Podemos observar, na tabela abaixo, partilhada por Bruna Fernandes, quanto poupará um jovem ao fim dos cinco anos (tendo em conta a atualização do benefício face ao Orçamento de Estado para 2022), dependendo dos seus rendimentos. Por exemplo, podemos verificar que um jovem que tenha o rendimento bruto anual de 10.500 (10500/14 = 750 euros) poupará, no total, 1.675 euros ao final desses cinco anos.


Os “falsos” recibos verdes e precariedade no trabalho
Outro dos pontos fulcrais na análise da eficácia e abrangência do IRS Jovem passa pelo estudo da realidade sobre os rendimentos de quem começa a sua vida profissional. Segundo um estudo realizado pela Fundação Francisco Manuel dos Santos, intitulado de “Jovens em Portugal, hoje”, publicado em novembro 2021, podemos confirmar que a maior percentagem do salário líquido mensal está entre os 601 e os 767 euros (30 %). Há, também, um elevado número de jovens que recebe abaixo de 601 euros (21 %).


Mais ainda, há a problemática recorrente de quem inicia a vida profissional: os “falsos” recibos verdes, ou seja, trabalhadores que laboram exclusivamente para uma só empresa, mas são obrigados a declarar recibos verdes por falta de contratação. Estes estiveram excluídos de usufruir do IRS Jovem até ao ano de 2022. Bruna Fernandes acredita que, nestes casos, faz sentido fazer uma Reclamação Graciosa e “lutar pelos seus direitos”, porque se tem a opção de ser tributado pelas regras da categoria A, estes também deveriam ter acesso ao benefício do IRS jovem. De qualquer forma, a partir de 2023, estes passam a fazer parte dos requisitos deste benefício.
Além disso, a precariedade do trabalho e o retardamento nos contratos de trabalho é outro dos pontos de análise da eficácia do IRS Jovem. Tal como apontam Renato Miguel do Carmo e Ana Rita Matias no artigo “As dimensões existenciais da precariedade: jovens trabalhadores e os seus modos de vida”, publicado na Revista Crítica de Ciências Sociais, em 2019, há um abuso na recorrência aos estágios profissionais por partes das entidades empregadoras bem como a normalização da precariedade. Isto acaba por significar que de “fazer um estágio não advém qualquer certeza de que se ficará na empresa, significando pelo contrário uma situação quase sempre provisória […]”

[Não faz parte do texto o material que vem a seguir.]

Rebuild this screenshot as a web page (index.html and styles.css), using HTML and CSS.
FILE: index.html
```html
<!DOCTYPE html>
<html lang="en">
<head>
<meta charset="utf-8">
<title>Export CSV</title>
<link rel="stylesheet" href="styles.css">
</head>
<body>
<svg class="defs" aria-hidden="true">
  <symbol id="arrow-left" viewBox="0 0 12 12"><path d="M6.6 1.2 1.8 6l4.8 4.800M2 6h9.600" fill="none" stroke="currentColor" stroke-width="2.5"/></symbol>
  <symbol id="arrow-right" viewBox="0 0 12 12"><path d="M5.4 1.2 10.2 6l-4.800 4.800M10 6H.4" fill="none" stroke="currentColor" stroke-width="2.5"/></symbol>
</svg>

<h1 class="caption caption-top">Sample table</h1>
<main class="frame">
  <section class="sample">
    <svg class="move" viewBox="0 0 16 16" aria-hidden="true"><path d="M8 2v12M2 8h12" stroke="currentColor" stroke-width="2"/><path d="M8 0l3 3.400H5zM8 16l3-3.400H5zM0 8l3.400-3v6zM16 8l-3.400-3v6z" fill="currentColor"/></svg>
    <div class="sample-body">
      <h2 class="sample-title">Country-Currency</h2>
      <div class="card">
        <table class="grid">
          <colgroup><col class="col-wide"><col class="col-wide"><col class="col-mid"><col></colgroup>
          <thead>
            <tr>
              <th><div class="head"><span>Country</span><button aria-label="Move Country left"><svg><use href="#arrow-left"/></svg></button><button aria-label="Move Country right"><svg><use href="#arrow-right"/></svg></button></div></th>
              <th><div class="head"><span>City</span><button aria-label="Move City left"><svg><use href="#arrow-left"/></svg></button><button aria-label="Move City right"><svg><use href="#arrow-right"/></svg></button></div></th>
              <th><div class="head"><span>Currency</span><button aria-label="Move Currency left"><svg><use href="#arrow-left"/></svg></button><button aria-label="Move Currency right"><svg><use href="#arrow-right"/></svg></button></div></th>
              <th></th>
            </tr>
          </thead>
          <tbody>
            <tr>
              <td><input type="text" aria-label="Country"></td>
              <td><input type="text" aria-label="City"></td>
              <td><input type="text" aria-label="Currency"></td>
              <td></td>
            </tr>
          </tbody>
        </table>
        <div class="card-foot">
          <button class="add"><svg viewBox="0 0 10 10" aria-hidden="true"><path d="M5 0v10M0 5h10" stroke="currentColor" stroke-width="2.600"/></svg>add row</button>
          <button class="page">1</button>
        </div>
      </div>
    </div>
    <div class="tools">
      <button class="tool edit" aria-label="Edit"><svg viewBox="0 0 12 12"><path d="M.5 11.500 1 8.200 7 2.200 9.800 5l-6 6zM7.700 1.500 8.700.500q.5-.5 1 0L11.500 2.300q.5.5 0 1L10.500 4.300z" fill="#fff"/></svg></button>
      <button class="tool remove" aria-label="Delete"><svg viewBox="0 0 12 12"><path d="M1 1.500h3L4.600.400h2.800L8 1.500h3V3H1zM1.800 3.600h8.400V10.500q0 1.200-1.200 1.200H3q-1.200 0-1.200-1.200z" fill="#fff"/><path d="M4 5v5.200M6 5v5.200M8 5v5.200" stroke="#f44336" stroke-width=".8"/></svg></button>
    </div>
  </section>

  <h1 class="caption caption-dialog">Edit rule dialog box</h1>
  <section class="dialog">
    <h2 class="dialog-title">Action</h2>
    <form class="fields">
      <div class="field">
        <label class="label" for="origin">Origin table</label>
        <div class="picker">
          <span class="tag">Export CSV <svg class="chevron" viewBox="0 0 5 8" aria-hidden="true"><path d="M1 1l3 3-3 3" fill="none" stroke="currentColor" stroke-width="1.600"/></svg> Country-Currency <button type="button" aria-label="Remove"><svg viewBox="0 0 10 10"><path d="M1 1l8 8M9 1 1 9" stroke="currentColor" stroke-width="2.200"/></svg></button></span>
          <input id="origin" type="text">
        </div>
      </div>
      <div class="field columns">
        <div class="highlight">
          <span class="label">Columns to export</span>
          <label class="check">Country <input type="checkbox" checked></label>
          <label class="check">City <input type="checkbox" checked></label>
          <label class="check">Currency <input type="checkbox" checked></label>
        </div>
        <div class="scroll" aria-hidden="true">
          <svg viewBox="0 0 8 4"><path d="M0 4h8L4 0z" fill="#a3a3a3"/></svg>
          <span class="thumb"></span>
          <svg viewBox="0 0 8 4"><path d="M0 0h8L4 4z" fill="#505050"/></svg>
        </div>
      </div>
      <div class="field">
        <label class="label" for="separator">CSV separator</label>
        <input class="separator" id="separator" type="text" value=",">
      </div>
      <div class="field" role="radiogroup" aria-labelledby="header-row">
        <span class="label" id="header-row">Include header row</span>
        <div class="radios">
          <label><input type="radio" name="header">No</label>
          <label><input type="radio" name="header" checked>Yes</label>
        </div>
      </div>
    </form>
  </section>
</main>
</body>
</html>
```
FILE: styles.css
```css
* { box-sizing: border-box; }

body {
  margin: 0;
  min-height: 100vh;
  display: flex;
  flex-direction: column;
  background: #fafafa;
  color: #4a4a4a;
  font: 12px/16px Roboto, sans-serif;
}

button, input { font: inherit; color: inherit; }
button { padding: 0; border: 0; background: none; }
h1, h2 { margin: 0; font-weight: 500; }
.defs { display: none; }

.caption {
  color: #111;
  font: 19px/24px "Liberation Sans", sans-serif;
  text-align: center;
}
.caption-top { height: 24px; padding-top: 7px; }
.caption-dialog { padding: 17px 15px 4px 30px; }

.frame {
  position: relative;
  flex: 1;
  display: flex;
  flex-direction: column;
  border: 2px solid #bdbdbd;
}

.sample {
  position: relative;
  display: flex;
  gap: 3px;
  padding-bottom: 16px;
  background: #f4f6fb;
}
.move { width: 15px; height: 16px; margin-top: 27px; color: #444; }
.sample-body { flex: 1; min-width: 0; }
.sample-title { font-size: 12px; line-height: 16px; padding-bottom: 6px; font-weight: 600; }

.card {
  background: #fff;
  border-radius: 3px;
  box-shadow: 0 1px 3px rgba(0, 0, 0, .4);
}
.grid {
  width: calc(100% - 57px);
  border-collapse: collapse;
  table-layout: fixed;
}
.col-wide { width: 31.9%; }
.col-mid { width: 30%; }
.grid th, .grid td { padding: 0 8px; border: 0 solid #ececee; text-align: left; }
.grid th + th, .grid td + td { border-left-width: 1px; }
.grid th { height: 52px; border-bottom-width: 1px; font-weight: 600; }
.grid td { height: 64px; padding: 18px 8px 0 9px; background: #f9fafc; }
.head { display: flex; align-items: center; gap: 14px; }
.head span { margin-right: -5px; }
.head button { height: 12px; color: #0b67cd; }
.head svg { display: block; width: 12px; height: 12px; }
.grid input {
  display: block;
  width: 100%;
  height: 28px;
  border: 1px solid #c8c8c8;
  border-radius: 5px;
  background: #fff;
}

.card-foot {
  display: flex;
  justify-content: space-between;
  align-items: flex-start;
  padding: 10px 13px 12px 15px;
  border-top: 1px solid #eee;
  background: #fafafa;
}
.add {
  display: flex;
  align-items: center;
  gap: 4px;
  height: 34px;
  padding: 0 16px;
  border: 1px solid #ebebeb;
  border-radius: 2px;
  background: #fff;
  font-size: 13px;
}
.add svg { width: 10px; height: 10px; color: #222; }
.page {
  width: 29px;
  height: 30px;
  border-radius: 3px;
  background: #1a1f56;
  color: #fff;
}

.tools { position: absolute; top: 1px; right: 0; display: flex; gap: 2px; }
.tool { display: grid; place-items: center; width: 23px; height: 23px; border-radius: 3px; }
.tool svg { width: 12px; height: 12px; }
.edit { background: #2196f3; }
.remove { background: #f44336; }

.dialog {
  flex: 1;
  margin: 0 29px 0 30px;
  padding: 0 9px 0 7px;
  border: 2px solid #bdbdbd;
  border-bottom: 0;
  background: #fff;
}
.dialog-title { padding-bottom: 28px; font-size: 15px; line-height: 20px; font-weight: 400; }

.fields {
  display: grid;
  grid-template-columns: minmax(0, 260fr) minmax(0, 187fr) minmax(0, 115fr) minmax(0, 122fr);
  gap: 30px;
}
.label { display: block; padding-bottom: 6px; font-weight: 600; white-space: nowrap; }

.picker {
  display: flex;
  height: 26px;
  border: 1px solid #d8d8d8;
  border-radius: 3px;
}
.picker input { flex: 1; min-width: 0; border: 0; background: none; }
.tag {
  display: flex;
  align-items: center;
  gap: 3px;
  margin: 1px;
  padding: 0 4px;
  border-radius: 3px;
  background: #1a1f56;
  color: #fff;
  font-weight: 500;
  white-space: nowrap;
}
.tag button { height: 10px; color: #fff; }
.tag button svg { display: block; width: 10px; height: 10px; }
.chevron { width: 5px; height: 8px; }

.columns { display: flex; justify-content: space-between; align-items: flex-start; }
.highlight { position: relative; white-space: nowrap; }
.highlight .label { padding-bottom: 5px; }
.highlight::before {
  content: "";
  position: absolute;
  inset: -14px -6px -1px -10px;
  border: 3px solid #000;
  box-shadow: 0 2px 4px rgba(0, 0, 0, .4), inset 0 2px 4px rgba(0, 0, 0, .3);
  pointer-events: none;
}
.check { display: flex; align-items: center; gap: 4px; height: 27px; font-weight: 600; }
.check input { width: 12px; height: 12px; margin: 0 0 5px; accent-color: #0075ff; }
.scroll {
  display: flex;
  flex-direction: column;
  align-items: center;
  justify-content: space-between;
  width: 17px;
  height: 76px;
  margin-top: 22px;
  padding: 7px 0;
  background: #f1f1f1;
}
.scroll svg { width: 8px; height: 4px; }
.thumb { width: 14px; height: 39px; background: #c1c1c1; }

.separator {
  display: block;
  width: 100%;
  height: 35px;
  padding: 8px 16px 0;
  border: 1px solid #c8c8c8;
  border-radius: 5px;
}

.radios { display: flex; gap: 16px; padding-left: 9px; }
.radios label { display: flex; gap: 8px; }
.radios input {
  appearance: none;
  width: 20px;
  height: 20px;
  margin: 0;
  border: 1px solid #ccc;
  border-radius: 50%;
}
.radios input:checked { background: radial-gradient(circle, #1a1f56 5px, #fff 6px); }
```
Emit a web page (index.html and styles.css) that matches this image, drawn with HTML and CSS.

Ambas as problemáticas, geralmente, coexistem e são um sintoma ou consequência uma da outra. A faixa etária abrangida pelo IRS Jovem é, também, a que mais “sofre” de precariedade no trabalho. Neste sentido, e como não há qualquer benefício para a entidade empregadora, à partida, não haverá nenhuma correlação entre IRS Jovem e aumento dos contratos de trabalho. Como expõe Teresa Soares, só haveria, eventualmente, uma maior contratação, se este benefício fiscal fosse conjugado com as taxas profissionais, em que parte seria comparticipado pelo Instituto de Emprego e houvesse algumas isenções de segurança social por ser o primeiro emprego.
Seja como for, é ainda demasiado cedo para poderem ser analisadas todas as vertentes e chegar a algumas conclusões. No entanto, futuramente serão entendidas e comparadas relações entre o IRS Jovem e, por exemplo, o número de beneficiários e o seu poder de compra, a sua dependência financeira e/ou pessoal ou até mesmo as taxas de desistência na escolaridade. Como aponta Teresa Soares, estas perguntas deverão ser feitas: “Qual a população abrangida e qual o montante que foi poupado do lado do contribuinte e o impacto que isso teve/tem no Orçamento de Estado?”
Em todo o caso e apesar de todas as incertezas, controvérsias e contrariedades, sobre este benefício fiscal há, no entanto, uma unanimidade quanto à sua iniciativa positiva a curto prazo.